To facilitate his deliberations, the Minister was provided with the submissions
which you had submitted on behalf of your client. As you know these submissions
contained reference to article 2 (2) and in doing so outlined the argument that
failure to award compensation would result in a breach of the Convention.
In addition, the Minister reviewed the judgments delivered by both the High
Court and the Court of Appeal in relation to your client's case. In doing so,
the Minister considered carefully the comments made by Mr Justice Coghlin in
relation to the Convention. In particular of the Minister reflected on the
decision in the case Brind v Secretary of State for the Home Department.
Having considered article 2 (2) in the context of the various submissions and
judgments referred to above, the Minister concluded that article 2 (2) would not
be breached by a decision not to exercise discretion in your client's case."
[10] On 1 May 2007 the applicant made a further
application for leave to apply for judicial review in order to quash the
Minister's refusal to exercise his power to award compensation under article 10
(2) of the Order and to seek a declaration that the failure to exercise the
power to award compensation pursuant to article 10 (2) of the Order is a breach
of article 2 (2) of the UNCRC. On 14 June 2007 the applicant was granted leave
to apply for judicial review on the following grounds-
"(a) In considering the application for compensation pursuant to article 10 (2)

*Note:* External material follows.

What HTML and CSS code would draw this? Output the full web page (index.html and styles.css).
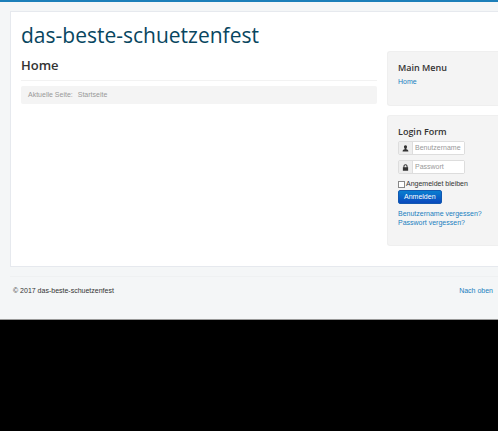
FILE: index.html
```html
<!DOCTYPE html>
<html lang="de">
<head>
    <meta charset="UTF-8">
    <title>Home</title>
    <link rel="stylesheet" href="styles.css">
</head>
<body>
<div class="page" id="top">
    <div class="container">
        <header class="header">
            <span class="site-title">das-beste-schuetzenfest</span>
        </header>
        <div class="row">
            <main class="content">
                <h2 class="page-header">Home</h2>
                <div class="breadcrumb">
                    <span>Aktuelle Seite:</span>
                    <span>Startseite</span>
                </div>
            </main>
            <aside class="sidebar">
                <nav class="well">
                    <h3>Main Menu</h3>
                    <a href="#">Home</a>
                </nav>
                <form class="well well-login">
                    <h3>Login Form</h3>
                    <div class="input-group">
                        <label class="add-on" for="username" aria-label="Benutzername">
                            <svg viewBox="0 0 12 12"><path d="M6 0.5C4 0.5 3.2 2 3.4 3.6C3.6 5 4.1 5.8 4.6 6.3V7.4C3 8 1 8.4 1 11H11C11 8.4 9 8 7.4 7.4V6.3C7.9 5.8 8.4 5 8.6 3.6C8.8 2 8 0.5 6 0.5Z"/></svg>
                        </label>
                        <input type="text" id="username" placeholder="Benutzername">
                    </div>
                    <div class="input-group">
                        <label class="add-on" for="password" aria-label="Passwort">
                            <svg viewBox="0 0 12 12"><path fill-rule="evenodd" d="M1.5 5.5H2.5V4C2.5 1.8 4 0.5 6 0.5S9.5 1.8 9.5 4V5.5H10.5V11.5H1.5ZM4.2 5.5H7.8V4C7.8 2.8 7 2.1 6 2.1S4.2 2.8 4.2 4Z"/></svg>
                        </label>
                        <input type="password" id="password" placeholder="Passwort">
                    </div>
                    <div class="remember">
                        <input type="checkbox" id="remember">
                        <label for="remember">Angemeldet bleiben</label>
                    </div>
                    <button type="button" class="btn">Anmelden</button>
                    <ul class="links">
                        <li><a href="#">Benutzername vergessen?</a></li>
                        <li><a href="#">Passwort vergessen?</a></li>
                    </ul>
                </form>
            </aside>
        </div>
    </div>
    <footer class="footer">
        <span>© 2017 das-beste-schuetzenfest</span>
        <a href="#top">Nach oben</a>
    </footer>
</div>
</body>
</html>
```
FILE: styles.css
```css
* {
    box-sizing: border-box;
}

html {
    background-color: #000;
}

body {
    margin: 0;
    font-family: "Liberation Sans", Arial, sans-serif;
    font-size: 7px;
    line-height: 10px;
    color: #333;
}

a {
    color: #1a7fc0;
    text-decoration: none;
}

h2, h3 {
    margin: 0;
    font-family: "Open Sans", sans-serif;
    font-weight: 600;
}

.page {
    padding: 9px 0 23px 10px;
    background-color: #f4f6f7;
    border-top: 2px solid #1c7fb9;
    border-bottom: 1px solid #999;
}

.container {
    padding: 8px 0 20px 10px;
    background-color: #fff;
    border: 1px solid #e6e9ee;
    border-right: none;
}

.site-title {
    display: block;
    font-family: "Open Sans", sans-serif;
    font-size: 21px;
    line-height: 31px;
    color: #08465f;
}

.row {
    display: flex;
    gap: 10px;
}

.content {
    flex: 1;
}

.page-header {
    margin-bottom: 5px;
    padding: 5px 0 6px;
    font-size: 13px;
    line-height: 18px;
    border-bottom: 1px solid #f2f2f2;
}

.breadcrumb {
    display: flex;
    gap: 5px;
    padding: 4px 7px;
    color: #999;
    background-color: #f4f4f4;
    border-radius: 2px;
}

.sidebar {
    width: 111px;
}

.well {
    margin-bottom: 9px;
    padding: 9px 10px 18px;
    background-color: #f4f4f4;
    border: 1px solid #efefef;
    border-right: none;
    border-radius: 3px 0 0 3px;
}

.well h3 {
    margin-bottom: 3px;
    font-size: 9px;
    line-height: 13px;
}

.well-login {
    margin-bottom: 0;
}

.input-group {
    display: flex;
    width: 67px;
    height: 14px;
    margin-bottom: 5px;
    border: 1px solid #ddd;
    border-radius: 2px;
}

.add-on {
    display: flex;
    align-items: center;
    justify-content: center;
    width: 14px;
    background-color: #eee;
    border-right: 1px solid #ddd;
}

.add-on svg {
    width: 7px;
    height: 7px;
    fill: #333;
}

.input-group input {
    flex: 1;
    min-width: 0;
    padding: 0 2px;
    font: inherit;
    background-color: #fff;
    border: none;
}

.input-group input::placeholder {
    color: #999;
}

.remember {
    display: flex;
    align-items: center;
    gap: 1px;
}

.remember input {
    appearance: none;
    width: 7px;
    height: 7px;
    margin: 0;
    background-color: #fff;
    border: 1px solid #888;
}

.btn {
    display: block;
    margin: 1px 0 5px;
    padding: 1px 5px;
    font: inherit;
    color: #fff;
    background: linear-gradient(#0a7ed0, #0a48bd);
    border: 1px solid #1258b0;
    border-radius: 2px;
}

.links {
    margin: 0;
    padding: 0;
    line-height: 9px;
    list-style: none;
}

.footer {
    display: flex;
    justify-content: space-between;
    margin-top: 9px;
    padding: 9px 5px 0 3px;
    border-top: 1px solid #eff1f2;
}
```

of the 1988 Order the Minister took article 2 (2) of the UNCRC into account;
(b) However, in reaching his decision on that application the Minister:-
(i) misdirected himself as to the correct interpretation of article 2 (2) of the
UNCRC; and
(ii) erred in concluding that the failure to award compensation under article 10
(2) would not be a breach of article 2 (2) of the UNCRC for the following
reasons:-
1. In refusing to award compensation for certain to article 10 (2) the Minister,
on behalf of the State, failed to "take all appropriate measures to ensure that
the child is protected against all forms of discrimination or punishment on the
basis of the status, activities, expressed opinions, or beliefs of the child's
parents, legal guardians or family members" as required by article 2 (2);
2. The sole basis for the refusal of compensation was the status of the deceased
as a person convicted of certain offences and/or his activities which led to the
said convictions and/or his opinions and/or beliefs as expressed by the actions
taken which led to the convictions;
3. But for the deceased's convictions compensation would have been awarded. "
[11] On behalf of the respondent Mr Armour made an
affidavit on 20 September 2007. At paragraph 3 he stated that he had been
advised that the essence of the applicant's case appeared to be that the
Minister erred in law or otherwise misdirected himself in respect of article 2
(2) of the UNCRC. In order to refute that contention he referred to paragraph 14
of his submission to the Minister and the proposed letter of decision issued on
26 September 2006 signed by the Minister's Private Secretary which corresponded
with the terms of the draft prepared by him and appended to the submission. He
then dealt specifically with matters relating to the UNCRC at paragraphs 6 to
11-
" 6. As appears from its text, the letter of decision states, inter alia:
'In addition the Minister considered the issue of public interest and his
statutory equality obligations before reviewing the comments of Mr Justice
Coghlin in relation to the Convention on the Rights of the Child 1989'.
This was a reflection of paragraph 14 of my submission to the Minister. The
submission had been prepared by me following due consideration of, inter alia,
the three judgments delivered previously in the Court Of Appeal on 29 April
2005. I had also received and considered legal advice about these judgments (in
respect whereof I do not waive privilege).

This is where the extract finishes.